HITS Spring: Genpact Explores the Possibilities for M&E Companies in the Metaverse

As technology brands start to increasingly create their own metaverses, one thing has become clear: media, publishing and entertainment companies will have a unique role to play in the evolution of these seamless, immersive online spaces, according to Brajesh Jha, SVP and global head of media, publishing and entertainment at professional services company Genpact.

During the Metaverse breakout session “Building a Metaverse Strategy for Media and Entertainment Brands” at the Hollywood Innovation and Transformation Summit (HITS) on May 19, Jha provided attendees with deep insights on the possibilities of the metaverse and the building blocks enterprises need to take advantage of them, as well as how some early movers in the sector are leading the way.

The metaverse presents significant opportunities for media and entertainment companies.

But how can M&E companies prepare themselves to tap into these new growth opportunities in the metaverse?

 Calling himself a “digital evangelist,” Jha noted that he has worked in the tech sector for nearly three decades, starting his career before the World Wide Web became a common term. “I saw the first wave of Web1, and I saw what mobility did with Web2” and the popularity of apps, he said.

Now, he said: “I can literally see us knocking on the doors of Web3. And I feel this particular time is way  much more fascinating than anything we have seen before. And it is not going to happen tomorrow. It is happening right now. So the key question we are going to be talking about is what does it mean for the media and entertainment companies.”

There are “three essential components of the metaverse if you think from the standpoint of media and entertainment companies,” he went on to say.

First, of course, is the content. What the online games Fortnite and Roblox have done is create a “unique combination of game, entertainment and social media all combined into one,” he told attendees, adding, “there is a world [of people] out there that has no idea how fascinating that whole experience is.”

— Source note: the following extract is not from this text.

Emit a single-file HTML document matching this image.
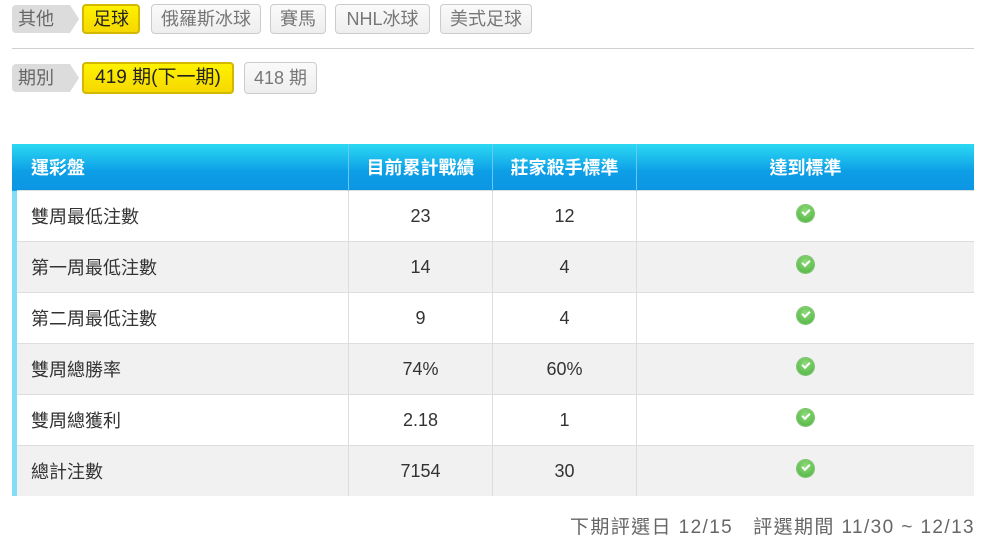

Making note of two examples of the way in which the power of content resonates with people, he pointed to Disney’s Marvel and Star Wars properties, as well as non-fungible tokens generated from the National Basketball Association (NBA).

“There is tremendous power that content has and the power … that sits with those specific franchises,” he said, adding: “That is what the main companies have and they have the ability to create for the future metaverse.”

Commerce is the second essential part of the metaverse, he said, noting: “The “monetization strategy that traditionally media and entertainment companies thought about was you have your content to get to the audience through the theaters, or now maybe through” one of the over-the-top (OTT) platforms or you might create merchandise, or you might have theme parks,” he explained.

Looking to the possible purchasing activities that consumers can do in the metaverse, he asked attendees to imagine somebody waking up in the morning, deciding to buy clothes for his or her online avatar, going to a virtual shopping mall to pick clothes, and then those clothes eventually end up at that person’s “doorstep in the real world.”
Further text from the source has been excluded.